Amrita-CEN-Senti-DB:Twitter Dataset for Sentimental Analysis and Application of Classical Machine Learning and Deep Learning
Preprints are manuscripts made publicly available before they have been submitted for formal peer review and publication. They might contain new research findings or data. Preprints can be a draft or final version of an author's research but must not have been accepted for publication at the time of submission.
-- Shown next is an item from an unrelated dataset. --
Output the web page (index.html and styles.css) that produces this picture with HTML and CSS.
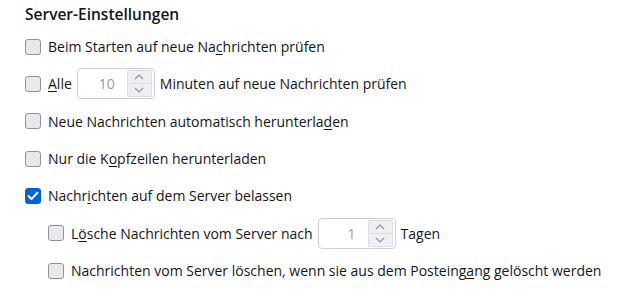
FILE: index.html
```html
<!DOCTYPE html>
<html lang="de">
<head>
<meta charset="utf-8">
<link rel="stylesheet" href="styles.css">
</head>
<body>
<div class="panel">
  <h2 class="title">Server-Einstellungen</h2>
  <div class="rows">
    <div class="row"><span class="cb"></span><span>Beim Starten auf neue Na<u>c</u>hrichten prüfen</span></div>
    <div class="row"><span class="cb"></span><span><u>A</u>lle</span>
      <span class="spin"><span class="val">10</span><span class="btns"><span class="btn"><svg width="10" height="6" viewBox="0 0 10 6"><path d="M1 5 L5 1 L9 5" fill="none" stroke="#8f8f9d" stroke-width="1.2"/></svg></span><span class="btn"><svg width="10" height="6" viewBox="0 0 10 6"><path d="M1 1 L5 5 L9 1" fill="none" stroke="#8f8f9d" stroke-width="1.2"/></svg></span></span></span>
      <span>Minuten auf neue Nachrichten prüfen</span></div>
    <div class="row"><span class="cb"></span><span>Neue Nachrichten automatisch herunterla<u>d</u>en</span></div>
    <div class="row"><span class="cb"></span><span>Nur die K<u>o</u>pfzeilen herunterladen</span></div>
    <div class="row"><span class="cb checked"><svg width="12" height="10" viewBox="0 0 12 10"><path d="M1.5 5 L4.5 8 L10.5 1.8" fill="none" stroke="#fff" stroke-width="2" stroke-linecap="round" stroke-linejoin="round"/></svg></span><span>Nachr<u>i</u>chten auf dem Server belassen</span></div>
    <div class="row sub"><span class="cb"></span><span>L<u>ö</u>sche Nachrichten vom Server nach</span>
      <span class="spin"><span class="val">1</span><span class="btns"><span class="btn"><svg width="10" height="6" viewBox="0 0 10 6"><path d="M1 5 L5 1 L9 5" fill="none" stroke="#8f8f9d" stroke-width="1.2"/></svg></span><span class="btn"><svg width="10" height="6" viewBox="0 0 10 6"><path d="M1 1 L5 5 L9 1" fill="none" stroke="#8f8f9d" stroke-width="1.2"/></svg></span></span></span>
      <span>Tagen</span></div>
    <div class="row sub"><span class="cb"></span><span>Nachrichten vom Server löschen, wenn sie aus dem Postein<u>ga</u>ng gelöscht werden</span></div>
  </div>
</div>
</body>
</html>
```
FILE: styles.css
```css
html, body {
  margin: 0;
  padding: 0;
  background: #ffffff;
}
body {
  font-family: "Open Sans", "Noto Sans", sans-serif;
  font-size: 14px;
  color: #15141a;
}
.panel {
  padding: 0 0 0 25px;
}
.title {
  margin: 0;
  padding-top: 2px;
  font-size: 15.5px;
  font-weight: 600;
  line-height: 24px;
  height: 26px;
}
.rows {
  display: flex;
  flex-direction: column;
}
.row {
  height: 37.33px;
  display: flex;
  align-items: center;
  gap: 5px;
  white-space: nowrap;
}
.row.sub {
  padding-left: 23px;
}
.cb {
  width: 14px;
  height: 14px;
  border: 1px solid #8f8f9d;
  border-radius: 3px;
  background: #e9e9ed;
  flex: none;
  display: flex;
  align-items: center;
  justify-content: center;
  margin-right: 2px;
}
.cb.checked {
  background: #0061e0;
  border-color: #0061e0;
}
u {
  text-decoration-thickness: 1px;
  text-underline-offset: 2px;
}
.spin {
  display: flex;
  width: 76px;
  height: 29px;
  border: 1px solid #cfcfd8;
  border-radius: 4px;
  background: #fff;
  align-items: stretch;
  box-sizing: content-box;
}
.val {
  flex: 1;
  display: flex;
  align-items: center;
  justify-content: flex-end;
  padding-right: 12px;
  color: #9a9aa5;
}
.btns {
  width: 25px;
  margin: 1px 2px 1px 0;
  display: flex;
  flex-direction: column;
  border: 1px solid #dcdce2;
  border-radius: 2px;
  box-sizing: border-box;
}
.btn {
  flex: 1;
  display: flex;
  align-items: center;
  justify-content: center;
  background: #f0f0f4;
}
.btn + .btn {
  border-top: 1px solid #dcdce2;
}
```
Social media is a platform in which tons and tons of text are generated each and every day. The data is so large that cannot be easily understood, so this has paved a path to a new field in the information technology which is natural language processing. In this paper, the text data which is used for the classification is tweets that determines the state of the person according of the sentiments which is positive, negative and neutral. Emotions are the way of expression of the person’s feelings which has a high influence on the decision making tasks. Here we have proposed the text representation, Term Frequency Inverse Document Frequency (tfidf), Keras embedding along with the machine learning and deep learning algorithms for the purpose of the classification of the sentiments, out of which Logistics Regression machine learning based methods out performs well when the features is taken in the limited amount as the features increases Support Vector Machine (SVM) which is also one of the machine learning algorithm out performs well making a benchmark accuracy for this dataset as the 75.8%. For the research purpose the dataset has been made publically available.